The industry is also facing a once-in-a-generation shift to electric vehicles and autonomous driving that will require significant investment in technology and filter out losers and winners.
After coming under strain last year, the partnership is seeking a fresh start, backed by new measures at the companies to improve profitability.
“The new model focuses on efficiency and competitiveness, rather than on volumes,” alliance operating board and Renault chairman Jean-Dominique Senard told an online news conference in Paris.
Nissan is lead efforts in China, North America and Japan, while Renault is to focus on Europe, Russia, South America and North Africa.
Mitsubishi is to continue its efforts in Southeast Asia, where it already has a strong footprint.
In designating the so-called leaders and followers for projects, the partners are tackling one of the prickliest issues they have faced during the past decades: infighting and power struggles between French and Japanese engineering teams. The goal is to have half of the car models in the alliance produced under the new operating model, they said.
Renault is preparing to unveil tomorrow a cost-cutting plan worth 2 billion euros (US$2.2 billion) over three years that is expected to include site closures in France and staff reductions.

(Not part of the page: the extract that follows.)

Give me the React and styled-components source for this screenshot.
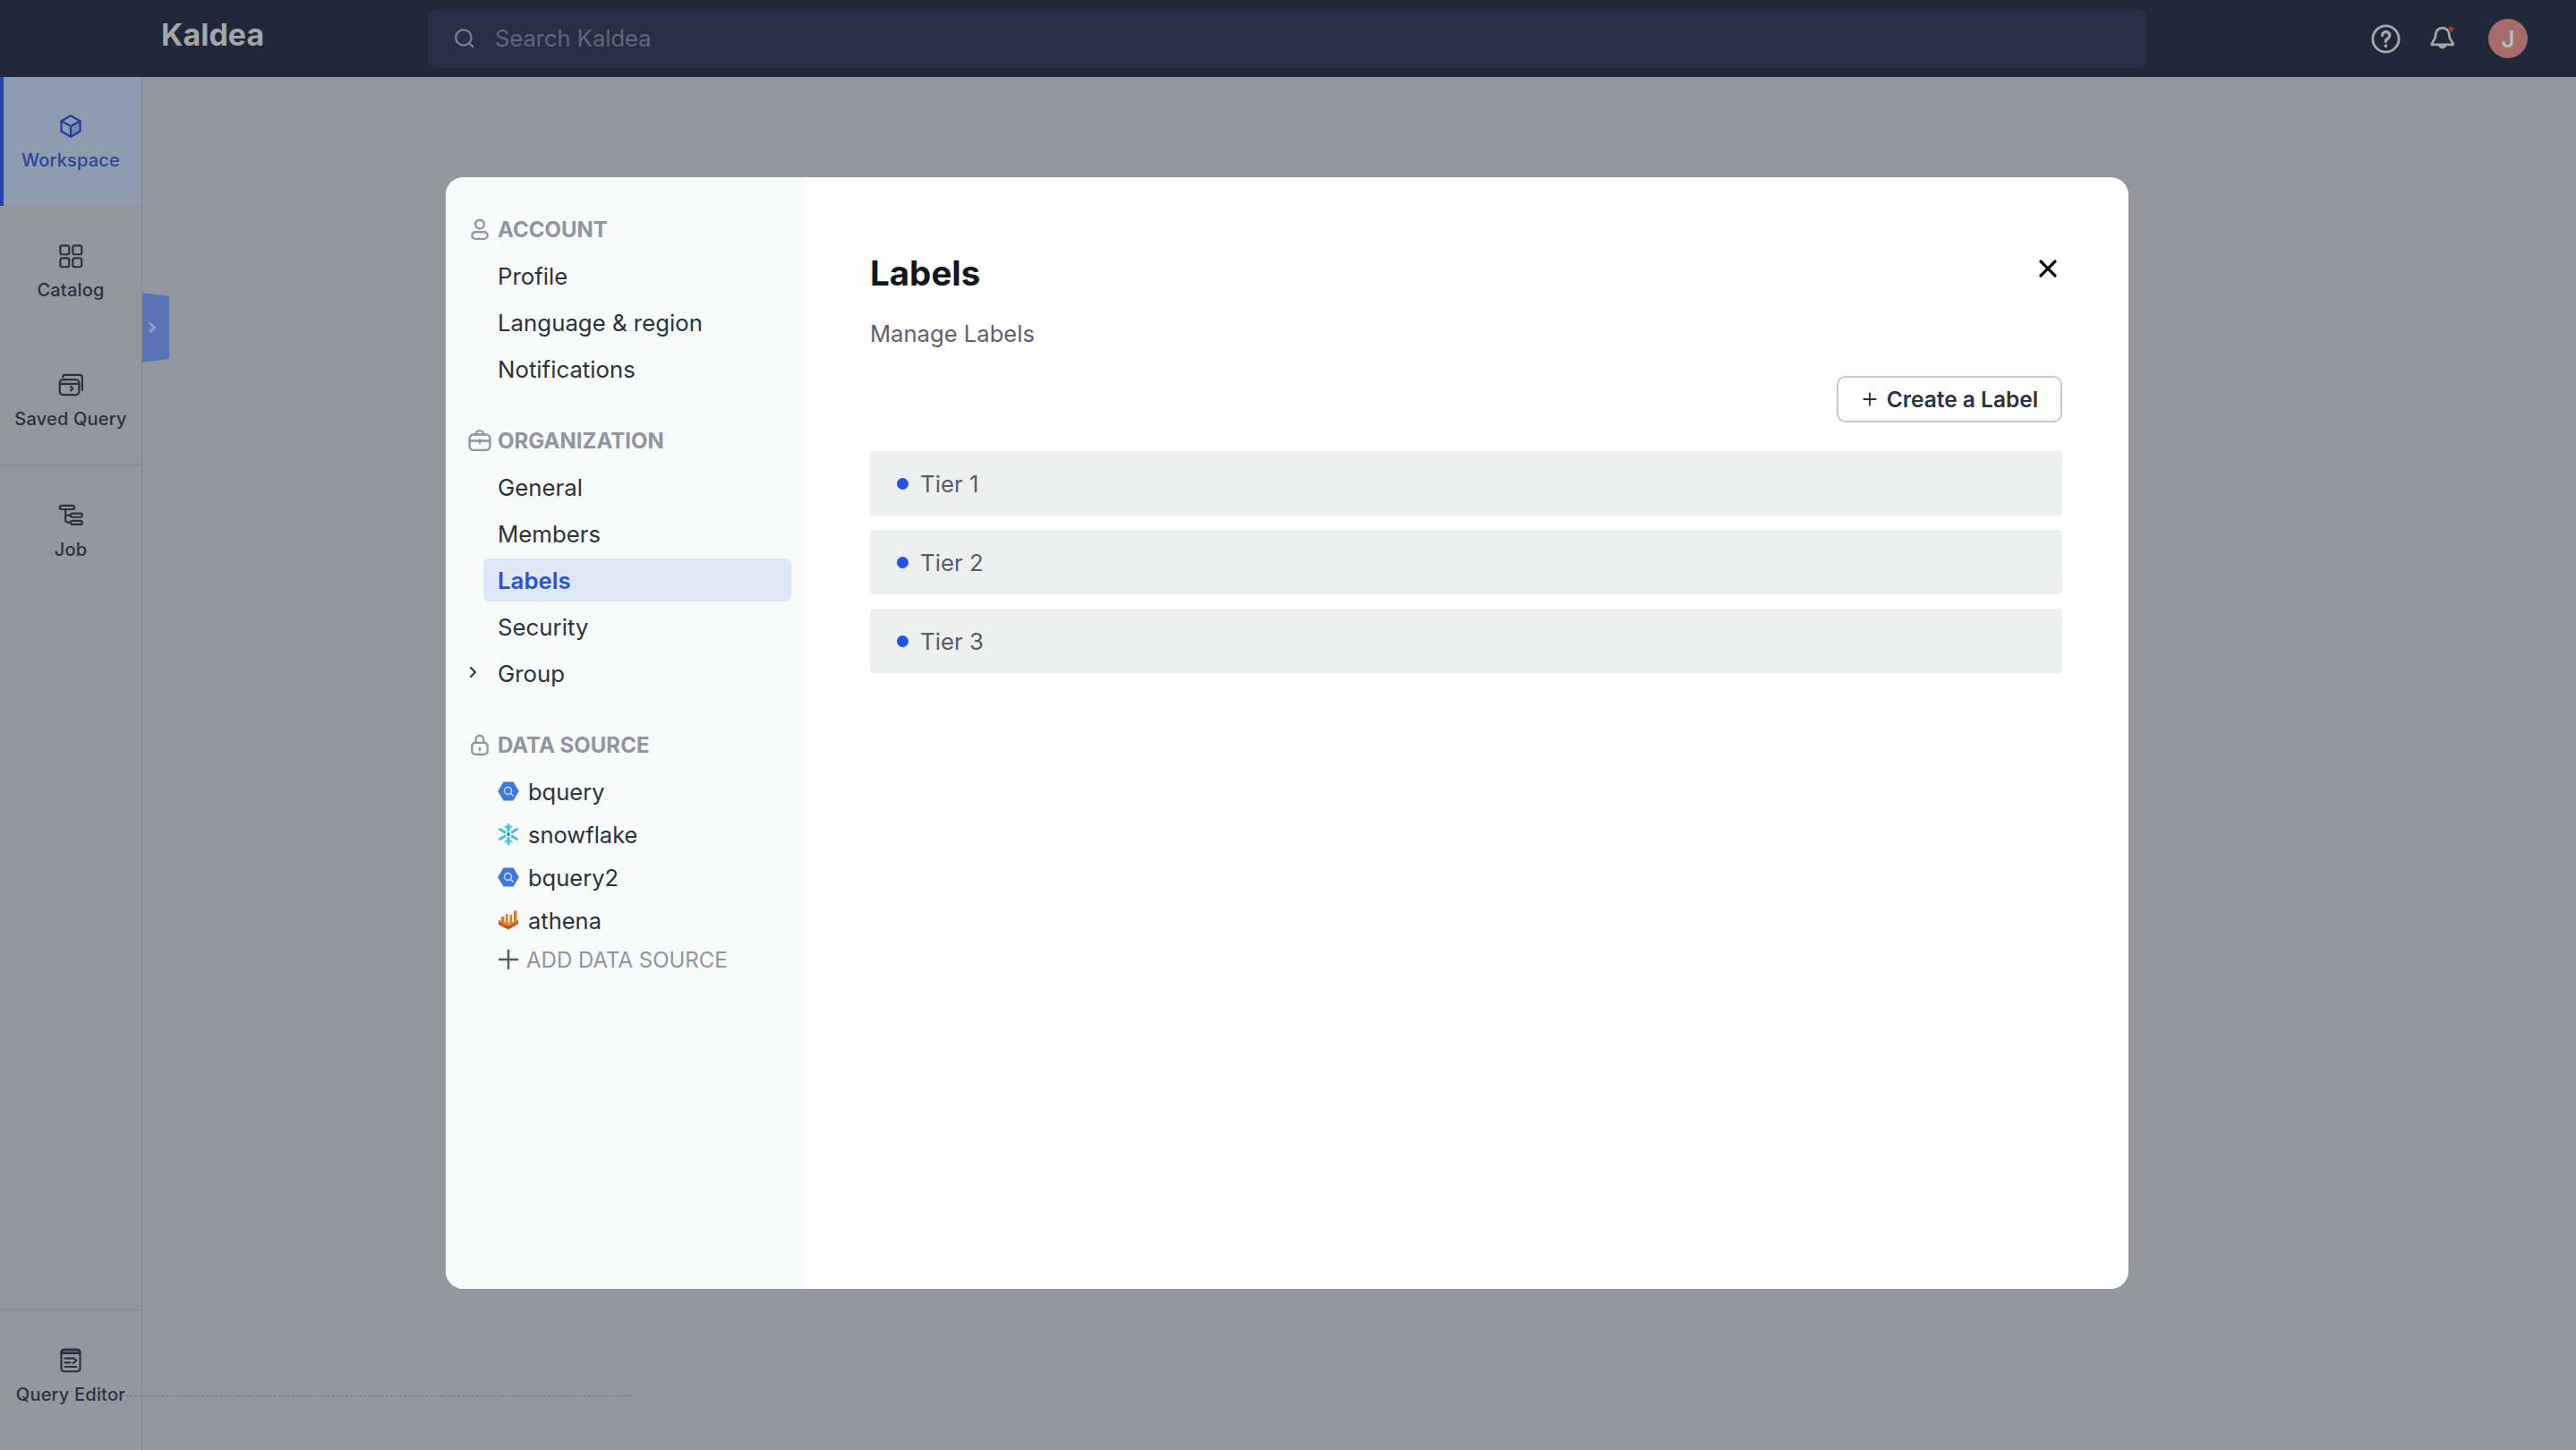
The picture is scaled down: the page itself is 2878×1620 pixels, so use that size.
import React from "react";
import styled, { createGlobalStyle } from "styled-components";

const Global = createGlobalStyle`
  html, body { margin: 0; padding: 0; background: #94989e; }
  * { box-sizing: border-box; }
  body { font-family: Inter, "Liberation Sans", sans-serif; }
`;

const Page = styled.div`
  position: relative;
  width: 2878px;
  height: 1620px;
  overflow: hidden;
  display: flex;
  flex-direction: column;
  background: #94989e;
`;

const Header = styled.header`
  height: 86px;
  flex: none;
  display: flex;
  align-items: center;
  background: #1f2739;
  padding: 0 54px 0 180px;
`;

const Logo = styled.div`
  width: 298px;
  font-size: 34px;
  font-weight: 700;
  letter-spacing: 0;
  color: #a3a6ab;
  margin-top: -9px;
`;

const Search = styled.div`
  width: 1920px;
  height: 66px;
  flex: none;
  border-radius: 10px;
  background: #272e46;
  display: flex;
  align-items: center;
  gap: 21px;
  padding-left: 28px;
  padding-bottom: 1px;
  color: #616877;
  font-size: 25.5px;
`;

const HeaderIcons = styled.div`
  margin-left: auto;
  display: flex;
  align-items: center;
  gap: 32px;
`;

const Avatar = styled.div`
  width: 44px;
  height: 44px;
  border-radius: 50%;
  background: #a66c6c;
  color: #b9bcb9;
  display: flex;
  align-items: center;
  justify-content: center;
  font-size: 26px;
  font-weight: 600;
  margin-left: 3px;
`;

const Body = styled.div`
  flex: 1;
  display: flex;
  min-height: 0;
`;

const Side = styled.nav`
  width: 159px;
  flex: none;
  display: flex;
  flex-direction: column;
  border-right: 1px solid #838a96;
`;

const NavItem = styled.div`
  height: ${(p) => p.$h || 144}px;
  padding-top: ${(p) => p.$pt || 42}px;
  display: flex;
  flex-direction: column;
  align-items: center;
  gap: 12px;
  font-size: 20px;
  letter-spacing: 0.2px;
  font-weight: 500;
  color: ${(p) => (p.$active ? "#2b4595" : "#2a3142")};
  background: ${(p) => (p.$active ? "#8f9bb0" : "transparent")};
  box-shadow: ${(p) => (p.$active ? "inset 4px 0 0 #1f46b4" : "none")};
  border-top: ${(p) => (p.$line ? "1px solid #838a96" : "none")};
  svg { display: block; }
`;

const NavSpacer = styled.div`
  flex: 1;
`;

const Tab = styled.div`
  position: absolute;
  left: 159px;
  top: 327px;
  width: 30px;
  height: 78px;
  background: #5a72b6;
  clip-path: polygon(0 0, 100% 4px, 100% 74px, 0 100%);
  border-radius: 0 4px 4px 0;
  display: flex;
  align-items: center;
  padding-left: 5px;
`;

const DashLine = styled.div`
  position: absolute;
  left: 105px;
  top: 1559px;
  width: 600px;
  border-top: 1px dashed #72767e;
`;

const Overlay = styled.div`
  position: absolute;
  left: 498px;
  top: 198px;
  width: 1880px;
  height: 1242px;
`;

const Modal = styled.div`
  width: 100%;
  height: 100%;
  display: flex;
  background: #fefefe;
  border-radius: 20px;
  overflow: hidden;
`;

const Panel = styled.aside`
  width: 400px;
  flex: none;
  background: #f9fafa;
  padding: 38px 14px 0 42px;
`;

const Section = styled.div`
  margin-bottom: 36px;
`;

const SectionHead = styled.div`
  height: 40px;
  margin-bottom: 8px;
  display: flex;
  align-items: center;
  gap: 7px;
  margin-left: -17px;
  font-size: 24px;
  font-weight: 700;
  color: #9095a3;
  svg { flex: none; }
`;

const MenuItem = styled.div`
  position: relative;
  height: 48px;
  margin: 0 0 4px 0;
  padding-left: 16px;
  display: flex;
  align-items: center;
  border-radius: 6px;
  font-size: 25.8px;
  font-weight: ${(p) => (p.$active ? 600 : 400)};
  color: ${(p) => (p.$active ? "#2453e0" : "#2a333d")};
  background: ${(p) => (p.$active ? "#dfe8f6" : "transparent")};
`;

const Caret = styled.svg`
  position: absolute;
  left: -18px;
  top: 15px;
`;

const SourceRow = styled.div`
  height: 48px;
  padding-left: 16px;
  display: flex;
  align-items: center;
  gap: 10px;
  font-size: 25.5px;
  color: #2a333d;
  svg { flex: none; }
`;

const AddRow = styled.div`
  height: 40px;
  padding-left: 16px;
  display: flex;
  align-items: center;
  gap: 8px;
  font-size: 24px;
  color: #8e94a2;
`;

const Content = styled.main`
  position: relative;
  flex: 1;
  padding: 0 74px 0 74px;
`;

const Title = styled.h1`
  margin: 0;
  padding-top: 83px;
  height: 149px;
  font-size: 38.500px;
  line-height: 48px;
  font-weight: 700;
  color: #11161f;
`;

const Sub = styled.p`
  margin: 0;
  height: 73px;
  font-size: 25.6px;
  line-height: 52px;
  color: #5b6270;
`;

const Actions = styled.div`
  display: flex;
  justify-content: flex-end;
  margin-bottom: 32px;
`;

const Button = styled.button`
  width: 252px;
  height: 52px;
  display: flex;
  align-items: center;
  justify-content: center;
  gap: 11px;
  padding: 0 0 0 2px;
  border: 2px solid #c5c9d2;
  border-radius: 10px;
  background: #fefefe;
  font-family: inherit;
  font-size: 24.500px;
  font-weight: 600;
  color: #2a3442;
`;

const Close = styled.svg`
  position: absolute;
  right: 78px;
  top: 90px;
`;

const LabelList = styled.div`
  display: flex;
  flex-direction: column;
  gap: 16px;
`;

const LabelRow = styled.div`
  height: 72px;
  display: flex;
  align-items: center;
  gap: 13px;
  padding-left: 30px;
  background: #eeefef;
  border-radius: 4px;
  font-size: 25.8px;
  color: #565d6b;
`;

const Dot = styled.span`
  width: 13px;
  height: 13px;
  border-radius: 50%;
  background: #2453e8;
`;

const Ico = ({ s = 28, c = "#2a3142", w = 1.9, children }) => (
  <svg width={s} height={s} viewBox="0 0 24 24" fill="none" stroke={c} strokeWidth={w} strokeLinecap="round" strokeLinejoin="round">
    {children}
  </svg>
);

const BQuery = () => (
  <svg width="24" height="24" viewBox="0 0 24 24">
    <path d="M6.500 1.500h11L23.800 12l-6.300 10.500h-11L.2 12z" fill="#3f76dc" />
    <circle cx="11.500" cy="11.500" r="4" fill="none" stroke="#cfe0fb" strokeWidth="1.400" />
    <path d="M14.500 14.500l3 3" stroke="#cfe0fb" strokeWidth="1.400" />
  </svg>
);

const Snow = () => (
  <svg width="24" height="24" viewBox="0 0 24 24" fill="none" stroke="#3fbfe6" strokeWidth="3" strokeLinecap="round">
    <path d="M12 1.500v6.500M12 16v6.500M2.500 6.500l5.500 3.200M16 14.300l5.500 3.200M2.500 17.500l5.500-3.200M16 9.700l5.500-3.200" />
    <path d="M8.500 3.500L12 6l3.500-2.500M8.500 20.500L12 18l3.500 2.500" strokeWidth="1.800" />
    <circle cx="12" cy="12" r="2" fill="#2b8fc7" stroke="none" />
  </svg>
);

const Athena = () => (
  <svg width="24" height="24" viewBox="0 0 24 24">
    <path d="M1 12l11 4 11-4v4l-11 6.500L1 17z" fill="#b8551c" />
    <path d="M1 12l11 3.500L23 12l-1 2.500-10 4.500-10-4.500z" fill="#e8842a" />
    <path d="M4 8h3.500v7H4zM9 5h2.500v11H9zM13.500 6H16v9.500h-2.500zM18 1.500h3.500V14H18z" fill="#e07a24" />
  </svg>
);

const labels = ["Tier 1", "Tier 2", "Tier 3"];

export default function App() {
  return (
    <Page>
      <Global />
      <Header>
        <Logo>Kaldea</Logo>
        <Search>
          <Ico s={26} c="#7d8492" w={2}>
            <circle cx="11" cy="11" r="8" />
            <path d="M17 17l3.500 3.500" />
          </Ico>
          Search Kaldea
        </Search>
        <HeaderIcons>
          <Ico s={35} c="#a4a7aa" w={2}>
            <circle cx="12" cy="12" r="10" />
            <path d="M9.300 9.300a2.800 2.800 0 1 1 4.300 2.400c-1 .6-1.600 1.100-1.600 2.200" strokeWidth="2.300" />
            <path d="M12 17.200v.1" strokeWidth="2.600" />
          </Ico>
          <svg width="30" height="30" viewBox="0 0 24 24" fill="none" stroke="#a4a9a8" strokeWidth="2.200" strokeLinecap="round" strokeLinejoin="round">
            <path d="M11 2.500a6 6 0 0 0-6 6c0 5-3.500 6-3.500 9h19c0-3-3.500-4-3.500-9a6 6 0 0 0-6-6z" />
            <path d="M8.500 18a2.600 2.600 0 0 0 5 0" />
            <circle cx="18.500" cy="3.500" r="2.400" fill="#a03c3c" stroke="none" />
          </svg>
          <Avatar>J</Avatar>
        </HeaderIcons>
      </Header>
      <Body>
        <Side>
          <NavItem $active $pt={41}>
            <Ico c="#1f3f9a">
              <path d="M12 2l9 5v10l-9 5-9-5V7z" />
              <path d="M3 7l9 5 9-5M12 12v10" />
              <path d="M12 12l9-5v10l-9 5z" fill="#1f3f9a" fillOpacity=".2" stroke="none" />
            </Ico>
            Workspace
          </NavItem>
          <NavItem>
            <Ico>
              <rect x="2" y="2" width="8.500" height="8.500" rx="2" />
              <rect x="14" y="2" width="8.500" height="8.500" rx="2" />
              <rect x="2" y="14" width="8.500" height="8.500" rx="2" />
              <rect x="14" y="14" width="8.500" height="8.500" rx="2" />
            </Ico>
            Catalog
          </NavItem>
          <NavItem $h={145}>
            <Ico>
              <rect x="1.500" y="7" width="18.500" height="14.500" rx="3" />
              <path d="M1.500 11h18.500M4.500 4.500a2 2 0 0 1 2-2h14a2.500 2.500 0 0 1 2.500 2.500v12" />
              <path d="M12 13.500l2 2-2 2" />
            </Ico>
            Saved Query
          </NavItem>
          <NavItem $line $h={145}>
            <Ico>
              <rect x="1.500" y="2.500" width="14" height="3.500" rx="1.700" />
              <rect x="12" y="10" width="11" height="3.500" rx="1.700" />
              <rect x="12" y="17" width="11" height="3.500" rx="1.700" />
              <path d="M7 6v10a2.500 2.500 0 0 0 2.500 2.500H12M7 11.700h5" />
            </Ico>
            Job
          </NavItem>
          <NavSpacer />
          <NavItem $line $h={157} $pt={42}>
            <Ico>
              <rect x="3" y="1.500" width="18" height="21" rx="3" />
              <path d="M3 5h18v-1a2.500 2.500 0 0 0-2.500-2.500h-13A2.500 2.500 0 0 0 3 4z" fill="#2a3142" fillOpacity=".5" />
              <path d="M6.500 10h7M6.500 14h5M6.500 18h11M14.500 9.500l3 2.500-3 2.500" />
            </Ico>
            Query Editor
          </NavItem>
        </Side>
      </Body>
      <Tab>
        <svg width="14" height="18" viewBox="0 0 14 18" fill="none" stroke="#8e9ccb" strokeWidth="3" strokeLinecap="round" strokeLinejoin="round">
          <path d="M4 4.500l4.500 4.500-4.500 4.500" />
        </svg>
      </Tab>
      <DashLine />
      <Overlay>
        <Modal>
          <Panel>
            <Section>
              <SectionHead>
                <Ico s={26} c="#9095a3" w={2.200}>
                  <circle cx="12" cy="7" r="4.500" />
                  <rect x="4" y="15" width="16" height="7" rx="3.500" />
                </Ico>
                ACCOUNT
              </SectionHead>
              <MenuItem>Profile</MenuItem>
              <MenuItem>Language &amp; region</MenuItem>
              <MenuItem>Notifications</MenuItem>
            </Section>
            <Section>
              <SectionHead>
                <Ico s={26} c="#9095a3" w={2.200}>
                  <rect x="1.500" y="6" width="21" height="16" rx="4" />
                  <path d="M8 6a4 4 0 0 1 8 0M1.500 12.500h21M12 11.500v3" />
                </Ico>
                ORGANIZATION
              </SectionHead>
              <MenuItem>General</MenuItem>
              <MenuItem>Members</MenuItem>
              <MenuItem $active>Labels</MenuItem>
              <MenuItem>Security</MenuItem>
              <MenuItem>
                <Caret width="14" height="16" viewBox="0 0 14 16" fill="none" stroke="#2a333d" strokeWidth="2" strokeLinecap="round" strokeLinejoin="round">
                  <path d="M4 3l5 5-5 5" />
                </Caret>
                Group
              </MenuItem>
            </Section>
            <Section>
              <SectionHead>
                <Ico s={26} c="#9095a3" w={2.200}>
                  <rect x="4" y="10" width="16" height="12" rx="3.500" />
                  <path d="M8 10V6.500a4 4 0 0 1 8 0V10M12 15.500v2" />
                </Ico>
                DATA SOURCE
              </SectionHead>
              <SourceRow>
                <BQuery />
                bquery
              </SourceRow>
              <SourceRow>
                <Snow />
                snowflake
              </SourceRow>
              <SourceRow>
                <BQuery />
                bquery2
              </SourceRow>
              <SourceRow>
                <Athena />
                athena
              </SourceRow>
              <AddRow>
                <Ico s={24} c="#555c69" w={2.400}>
                  <path d="M12 2v20M2 12h20" />
                </Ico>
                ADD DATA SOURCE
              </AddRow>
            </Section>
          </Panel>
          <Content>
            <Title>Labels</Title>
            <Close width="24" height="24" viewBox="0 0 24 24" fill="none" stroke="#0d0d0d" strokeWidth="3.200" strokeLinecap="round">
              <path d="M4 4l16 16M20 4L4 20" />
            </Close>
            <Sub>Manage Labels</Sub>
            <Actions>
              <Button>
                <Ico s={16} c="#2a3442" w={2.800}>
                  <path d="M12 2v20M2 12h20" />
                </Ico>
                Create a Label
              </Button>
            </Actions>
            <LabelList>
              {labels.map((l) => (
                <LabelRow key={l}>
                  <Dot />
                  {l}
                </LabelRow>
              ))}
            </LabelList>
          </Content>
        </Modal>
      </Overlay>
    </Page>
  );
}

Renault has been caught in a political whirlwind this week due to union opposition to shutting factories and talks with the government, its most powerful shareholder, on a 5 billion euro state-backed loan.
Renault is considering shutting an engine and transmission factory in Choisy-le-Roi, France, and is mulling the future of four other production sites, CFDT union spokesman Franck Daout said by telephone on Tuesday following meetings with Senard and French Minister of Finance Bruno Le Maire.
These include Flins, iron foundry Fonderie de Bretagne, a factory in Dieppe and its Maubeuge site.
Le Maire on Tuesday said Flins should not be closed and any plans for Maubeuge need to be closely examined, while acknowledging the company’s manufacturing capacity is twice production levels.
NISSAN’S OWN PLAN
Nissan is due today to announce its own restructuring plan to cut costs by ￥300 billion (US$2.8 billion) and phase out the Datsun brand, a person with knowledge of the matter has said.
Nissan has been in turmoil since the November 2018 arrest of former chairman Carlos Ghosn, with an aging car lineup and management paralysis denting its outlook.
The automaker last month said it expects to post a loss for the latest fiscal year through March.
The Yokohama-based company also plans to shut down one production line in addition to the recently closed operation in Indonesia and reach the reduced spending target this year by cutting marketing, research and other costs, the person said.
Although Nissan is forecasting a 12 percent decline in sales to ￥10.2 trillion for the just-ended fiscal year, the new mid-term plan calls for a return to revenue of ￥11.5 trillion within three years, with fixed costs kept at reduced levels, the person said.